TO DO:
Find every line in the records below that holds the word "TypeScript", and copy it out.

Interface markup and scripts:
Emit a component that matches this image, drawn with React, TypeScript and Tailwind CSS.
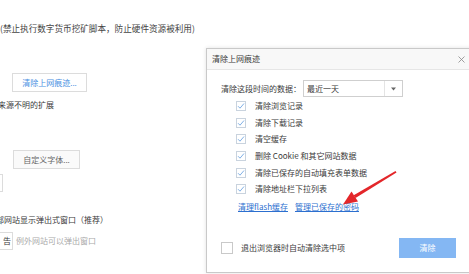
import React from "react";

const font = { fontFamily: '"Noto Sans CJK SC", "Noto Sans", sans-serif' };

function Check({ checked }: { checked: boolean }) {
  return (
    <div className="w-[10px] h-[10px] border border-[#c9d3de] bg-white flex items-center justify-center shrink-0">
      {checked && (
        <svg width="8" height="8" viewBox="0 0 8 8">
          <polyline points="1,4.2 3,6.2 7,1.5" fill="none" stroke="#7fb0e6" strokeWidth="1" />
        </svg>
      )}
    </div>
  );
}

export default function App() {
  const items = [
    "清除浏览记录",
    "清除下载记录",
    "清空缓存",
    "删除 Cookie 和其它网站数据",
    "清除已保存的自动填充表单数据",
    "清除地址栏下拉列表",
  ];
  return (
    <div className="relative w-[469px] h-[274px] overflow-hidden bg-white text-[#3a3a3a]" style={font}>
      {/* page */}
      <div className="flex flex-col items-start text-[8px]">
        <div className="mt-[22px] h-[12px] leading-[12px] text-[8.6px] text-[#444] whitespace-nowrap">
          (禁止执行数字货币挖矿脚本，防止硬件资源被利用)
        </div>
        <div className="mt-[39px] ml-[12px] w-[75px] h-[19px] border border-[#dcdcdc] bg-white flex items-center justify-center text-[#4a90e2] leading-none">
          清除上网痕迹...
        </div>
        <div className="mt-[7px] ml-[-2px] h-[12px] leading-[12px] whitespace-nowrap">来源不明的扩展</div>
        <div className="mt-[39px] ml-[13px] w-[67px] h-[19px] border border-[#dcdcdc] bg-[#fafafa] flex items-center justify-center text-[#666] leading-none">
          自定义字体...
        </div>
        <div className="mt-[5px] ml-[-2px] w-[5px] h-[18px] border border-[#dcdcdc]" />
        <div className="mt-[22px] ml-[-4px] h-[12px] leading-[12px] whitespace-nowrap">部网站显示弹出式窗口（推荐）</div>
        <div className="mt-[6px] flex items-center">
          <div className="ml-[-6px] w-[19px] h-[18px] border border-[#dcdcdc] flex items-center justify-end pr-[1px] leading-none">告</div>
          <div className="ml-[3px] text-[#aaa] whitespace-nowrap leading-none">例外网站可以弹出窗口</div>
        </div>
      </div>

      {/* dialog */}
      <div className="absolute left-[206px] top-[48px] w-[268px] h-[225px] border border-[#c9c9c9] bg-white shadow-[0_0_4px_rgba(0,0,0,0.12)] flex flex-col text-[8px]">
        <div className="h-[21px] bg-[#f8f8f8] border-b border-[#e6e6e6] flex items-center justify-between pl-[5px] pr-[8px] shrink-0">
          <span className="leading-none">清除上网痕迹</span>
          <svg width="7" height="7" viewBox="0 0 7 7">
            <path d="M0.5 0.5 L6.5 6.5 M6.5 0.5 L0.5 6.5" stroke="#888" strokeWidth="0.8" />
          </svg>
        </div>
        <div className="flex items-center mt-[10px] pl-[14px]">
          <span className="w-[82px] leading-none whitespace-nowrap">清除这段时间的数据：</span>
          <div className="w-[100px] h-[17px] border border-[#cfcfcf] flex items-stretch">
            <div className="flex-1 flex items-center pl-[3px] leading-none">最近一天</div>
            <div className="w-[18px] border-l border-[#e4e4e4] flex items-center justify-center">
              <svg width="5" height="4" viewBox="0 0 5 4">
                <polygon points="0,0.5 5,0.5 2.5,3.5" fill="#666" />
              </svg>
            </div>
          </div>
        </div>
        <div className="flex flex-col pl-[29px] mt-[1px]">
          {items.map((t) => (
            <div key={t} className="h-[16.6px] flex items-center">
              <Check checked />
              <span className="ml-[9px] leading-none whitespace-nowrap">{t}</span>
            </div>
          ))}
        </div>
        <div className="flex items-center gap-[7px] pl-[31px] mt-[2px] h-[14px] text-[#2c6fcf]">
          <span className="underline leading-none">清理flash缓存</span>
          <span className="underline leading-none">管理已保存的密码</span>
        </div>
        <div className="mt-[24px] flex items-center pl-[14px]">
          <div className="w-[12px] h-[12px] border border-[#c9c9c9] bg-white" />
          <span className="ml-[8px] leading-none whitespace-nowrap">退出浏览器时自动清除选中项</span>
          <div className="ml-[54px] w-[57px] h-[20px] bg-[#84b7f3] text-white flex items-center justify-center leading-none">
            清除
          </div>
        </div>
      </div>

      {/* red arrow */}
      <svg className="absolute left-0 top-0" width="469" height="274" viewBox="0 0 469 274">
        <polygon points="395.5,171 396.5,172.5 355.5,198 353.7,195.2" fill="#e3262a" />
        <polygon points="343,204.5 351.5,191.5 358,201.5" fill="#e3262a" />
      </svg>
    </div>
  );
}
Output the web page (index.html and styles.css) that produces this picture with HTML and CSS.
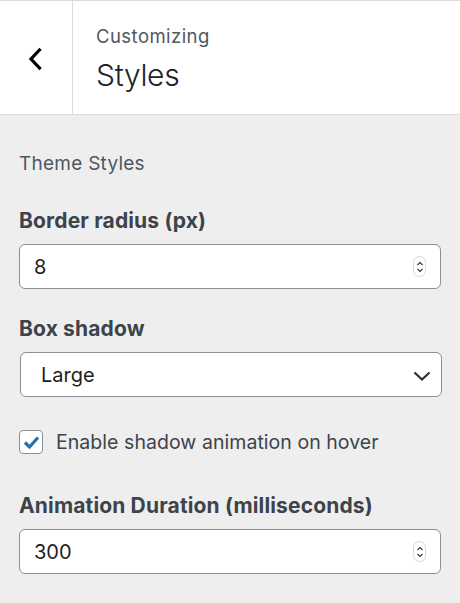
FILE: index.html
```html
<!DOCTYPE html>
<html>
<head>
<meta charset="utf-8">
<link rel="stylesheet" href="styles.css">
</head>
<body>
<div class="panel">
  <header class="head">
    <button class="back" aria-label="Back">
      <svg width="16" height="24" viewBox="0 0 16 24"><path d="M12.5 3 L4 12 L12.5 21" fill="none" stroke="#000" stroke-width="3.2" stroke-linecap="square"/></svg>
    </button>
    <div class="titles">
      <div class="sub">Customizing</div>
      <div class="title">Styles</div>
    </div>
  </header>
  <main class="body">
    <p class="desc">Theme Styles</p>
    <div class="control">
      <label class="label">Border radius (px)</label>
      <div class="field">
        <input class="input" type="text" value="8">
        <span class="spin"><svg width="8" height="16" viewBox="0 0 8 16"><path d="M1.5 6 L4 3.5 L6.5 6 M1.5 10 L4 12.5 L6.5 10" fill="none" stroke="#333" stroke-width="1.1"/></svg></span>
      </div>
    </div>
    <div class="control">
      <label class="label">Box shadow</label>
      <div class="field select">
        <span class="select-val">Large</span>
        <svg class="chev" width="18" height="10" viewBox="0 0 18 10"><path d="M1.5 1.5 L9 8.5 L16.5 1.5" fill="none" stroke="#2c3338" stroke-width="2.2"/></svg>
      </div>
    </div>
    <div class="check-row">
      <span class="checkbox"><svg width="17" height="15" viewBox="0 0 17 15"><path d="M2 7.5 L6.5 12 L15 2.5" fill="none" stroke="#2271b1" stroke-width="3.2"/></svg></span>
      <span class="check-label">Enable shadow animation on hover</span>
    </div>
    <div class="control">
      <label class="label">Animation Duration (milliseconds)</label>
      <div class="field">
        <input class="input" type="text" value="300">
        <span class="spin"><svg width="8" height="16" viewBox="0 0 8 16"><path d="M1.5 6 L4 3.5 L6.5 6 M1.5 10 L4 12.5 L6.5 10" fill="none" stroke="#333" stroke-width="1.1"/></svg></span>
      </div>
    </div>
  </main>
</div>
</body>
</html>
```
FILE: styles.css
```css
* { box-sizing: border-box; }
html, body { margin: 0; padding: 0; }
body {
  background: #eeeeee;
  font-family: Inter, "Noto Sans", sans-serif;
  width: 460px;
  height: 603px;
  overflow: hidden;
}
.head {
  display: flex;
  background: #fff;
  border-top: 1px solid #dcdcde;
  border-bottom: 1px solid #dcdcde;
  height: 115px;
}
.back {
  width: 73px;
  border: 0;
  border-right: 1px solid #dcdcde;
  background: #fff;
  padding: 0;
  display: flex;
  align-items: center;
  justify-content: center;
}
.back svg { margin-top: 2px; margin-left: -3px; }
.titles {
  padding-left: 23px;
  padding-top: 21px;
}
.sub {
  font-size: 18.5px;
  letter-spacing: 0.45px;
  line-height: 28px;
  color: #50575e;
}
.title {
  font-size: 30px;
  font-weight: 300;
  letter-spacing: -0.3px;
  line-height: 40px;
  margin-top: 5px;
  color: #1d2327;
}
.body {
  padding: 0 19px 0 19px;
}
.desc {
  margin: 0;
  padding-top: 36px;
  font-size: 19px;
  letter-spacing: 0.25px;
  line-height: 26px;
  color: #50575e;
}
.control { margin-top: 26px; }
.desc + .control { margin-top: 30px; }
.label {
  display: block;
  font-weight: 700;
  font-size: 21px;
  letter-spacing: 0.15px;
  line-height: 28px;
  color: #3c434a;
}
.field {
  position: relative;
  margin-top: 9px;
  height: 45px;
  width: 422px;
}
.input {
  width: 100%;
  height: 45px;
  border: 1.4px solid #8c8f94;
  border-radius: 6px;
  background: #fff;
  font-family: inherit;
  font-size: 20px;
  color: #1e1e1e;
  padding: 0 14px;
  outline: none;
}
.spin {
  position: absolute;
  right: 15px;
  top: 12px;
  width: 13px;
  height: 21px;
  border: 1px solid #d8d8d8;
  border-radius: 7px;
  display: flex;
  align-items: center;
  justify-content: center;
  background: #fff;
}
.select {
  display: flex;
  align-items: center;
  justify-content: space-between;
  border: 1.4px solid #8c8f94;
  border-radius: 6px;
  background: #fff;
  padding: 0 10px 0 20px;
  margin-left: 1px;
}
.select-val {
  font-size: 20px;
  color: #1e1e1e;
}
.chev { margin-top: 2px; }
.check-row {
  display: flex;
  align-items: center;
  margin-top: 33px;
}
.checkbox {
  width: 24px;
  height: 24px;
  border: 1.4px solid #8c8f94;
  border-radius: 4px;
  background: #fff;
  display: flex;
  align-items: center;
  justify-content: center;
}
.check-label {
  margin-left: 13px;
  font-size: 19.5px;
  letter-spacing: 0.05px;
  color: #3c434a;
}
.check-row + .control { margin-top: 38px; }
```
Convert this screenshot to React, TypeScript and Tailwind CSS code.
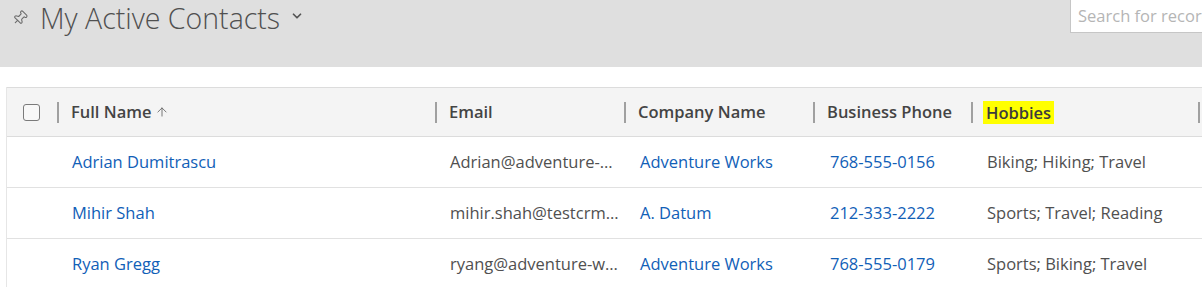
import { ArrowUp, ChevronDown, Pin } from "lucide-react";

const columns = [
  { key: "name", label: "Full Name", width: "w-[378px]" },
  { key: "email", label: "Email", width: "w-[189px]" },
  { key: "company", label: "Company Name", width: "w-[189px]" },
  { key: "phone", label: "Business Phone", width: "w-[158px]" },
  { key: "hobbies", label: "Hobbies", width: "w-[227px]" },
];

const contacts = [
  {
    name: "Adrian Dumitrascu",
    email: "Adrian@adventure-works.com",
    company: "Adventure Works",
    phone: "768-555-0156",
    hobbies: "Biking; Hiking; Travel",
  },
  {
    name: "Mihir Shah",
    email: "mihir.shah@testcrm.com",
    company: "A. Datum",
    phone: "212-333-2222",
    hobbies: "Sports; Travel; Reading",
  },
  {
    name: "Ryan Gregg",
    email: "ryang@adventure-works.com",
    company: "Adventure Works",
    phone: "768-555-0179",
    hobbies: "Sports; Biking; Travel",
  },
];

function Divider() {
  return <span className="h-[21px] w-[2px] shrink-0 bg-[#a0a0a0]" />;
}

export default function App() {
  return (
    <div className="h-[287px] w-[1202px] overflow-hidden bg-white font-['Open_Sans',sans-serif]">
      {/* view selector bar */}
      <div className="flex h-[67px] items-start bg-[#dfdfdf]">
        <div className="flex w-[1070px] shrink-0 items-center pl-[12px] pt-[1px]">
          <Pin size={16} strokeWidth={1.6} className="rotate-45 text-[#6b6b6b]" />
          <h1 className="ml-[12px] text-[28.5px] leading-[34px] font-light text-[#505050]">
            My Active Contacts
          </h1>
          <ChevronDown size={14} strokeWidth={3} className="ml-[10px] -mt-[4px] text-[#555]" />
        </div>
        <div className="-mt-px h-[34px] w-[240px] shrink-0 border border-[#c6c6c6] bg-white pl-[7px] pt-[4px] text-[16.5px] whitespace-nowrap text-[#b5b5b5]">
          Search for records
        </div>
      </div>

      {/* grid */}
      <div className="mt-[20px] ml-[6px] border-l border-[#e6e6e6]">
        <div className="flex h-[50px] items-center border-y border-[#dcdcdc] bg-[#f4f4f4]">
          <div className="flex w-[50px] shrink-0 justify-end pr-[17px]">
            <span className="h-[17px] w-[17px] rounded-[3px] border-[1.5px] border-[#7a7a7a] bg-[#f8f8f8]" />
          </div>
          {columns.map((col) => (
            <div key={col.key} className={`flex shrink-0 items-center ${col.width}`}>
              <Divider />
              {col.key === "hobbies" ? (
                <span className="ml-[10px] bg-[#ffff00] px-[3px] text-[16.5px] leading-[23px] font-semibold text-[#3c3c3c]">
                  {col.label}
                </span>
              ) : (
                <span className="ml-[12px] flex items-center text-[16.5px] font-semibold text-[#444]">
                  {col.label}
                  {col.key === "name" && (
                    <ArrowUp size={14} strokeWidth={1.5} className="ml-[3px] text-[#666]" />
                  )}
                </span>
              )}
            </div>
          ))}
          <Divider />
        </div>

        {contacts.map((c) => (
          <div
            key={c.name}
            className="flex h-[51px] items-center border-b border-[#e1e1e1] text-[16.5px] whitespace-nowrap"
          >
            <div className="w-[50px] shrink-0" />
            <div className="w-[378px] shrink-0 pl-[15px] text-[#1160b7]">{c.name}</div>
            <div className="w-[189px] shrink-0 truncate pl-[15px] pr-[3px] text-[#505050]">{c.email}</div>
            <div className="w-[189px] shrink-0 pl-[16px] text-[#1160b7]">{c.company}</div>
            <div className="w-[158px] shrink-0 pl-[17px] text-[#1160b7]">{c.phone}</div>
            <div className="w-[227px] shrink-0 pl-[16px] text-[#505050]">{c.hobbies}</div>
          </div>
        ))}
      </div>
    </div>
  );
}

WORKED ANSWER:
Emit a component that matches this image, drawn with React, TypeScript and Tailwind CSS.
Convert this screenshot to React, TypeScript and Tailwind CSS code.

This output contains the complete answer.